Il faut se souvenir qu’Israël est un très petit pays, qui est donc très vulnérable. Et cette vulnérabilité ne sera que plus apparente si devait éclater une guerre plus large, impliquant potentiellement l’Iran, dans laquelle Netanyahou tente d’entraîner tout le pays.

Est-ce que tout cela est cohérent du point de vue des intérêts à long terme d’Israël ? Non, clairement pas. Cette situation a déjà un impact terrible sur l’économie israélienne, crée de plus en plus d’insécurité pour les masses, et a écorné l’image de l’« invulnérabilité » israélienne élaborée par la classe dirigeante sioniste.

Mais les guerres suivent leur propre logique, et ce serait une erreur de s’imaginer qu’elles n’éclateront pas si elles ne correspondent pas à l’intérêt « raisonnable » des belligérants.

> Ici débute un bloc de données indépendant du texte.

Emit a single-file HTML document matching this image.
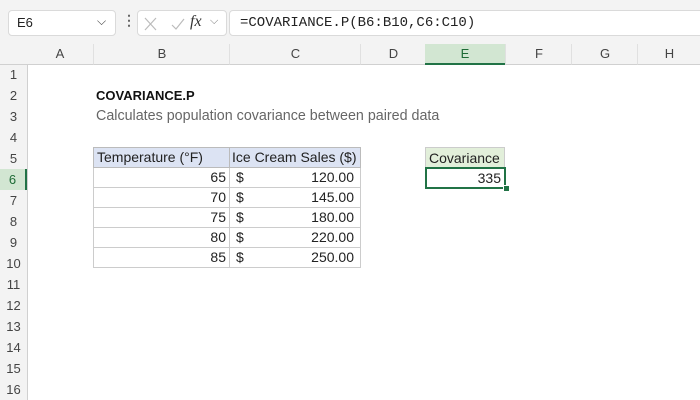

Cette guerre aura des conséquences catastrophiques et provoquera encore d’autres événements, qui se développeront à leur tour en suivant leur propre logique. La situation qui en résultera sera un terreau fertile pour des explosions révolutionnaires, d’abord au Moyen-Orient – avant tout au sein des régimes arabes réactionnaires qui ont appuyé Israël – mais aussi bien au-delà.

23 octobre 2024


[1] N.D.T. Les accords de Minsk ont été conclus en 2014 et 2015 pour tenter, officiellement, de mettre fin à la guerre du Donbass, qui opposait le gouvernement ukrainien et les rebelles soutenus par la Russie. Ils ont été signés par les chefs d’Etat ukrainien, russe et biélorusse, mais aussi par François Hollande et Angela Merkel. Ils prévoyaient notamment une plus grande autonomie pour les régions russophones du Donbass, mais n’ont jamais été véritablement appliqués, notamment par le gouvernement ukrainien. En 2022, Angela Merkel a reconnu que ces accords n’avaient été qu’un moyen de « gagner du temps » pour renforcer l’Ukraine. Entre 2015 et 2022, l’OTAN a investi plusieurs millions de dollars dans le rééquipement et l’entraînement des forces armées ukrainiennes.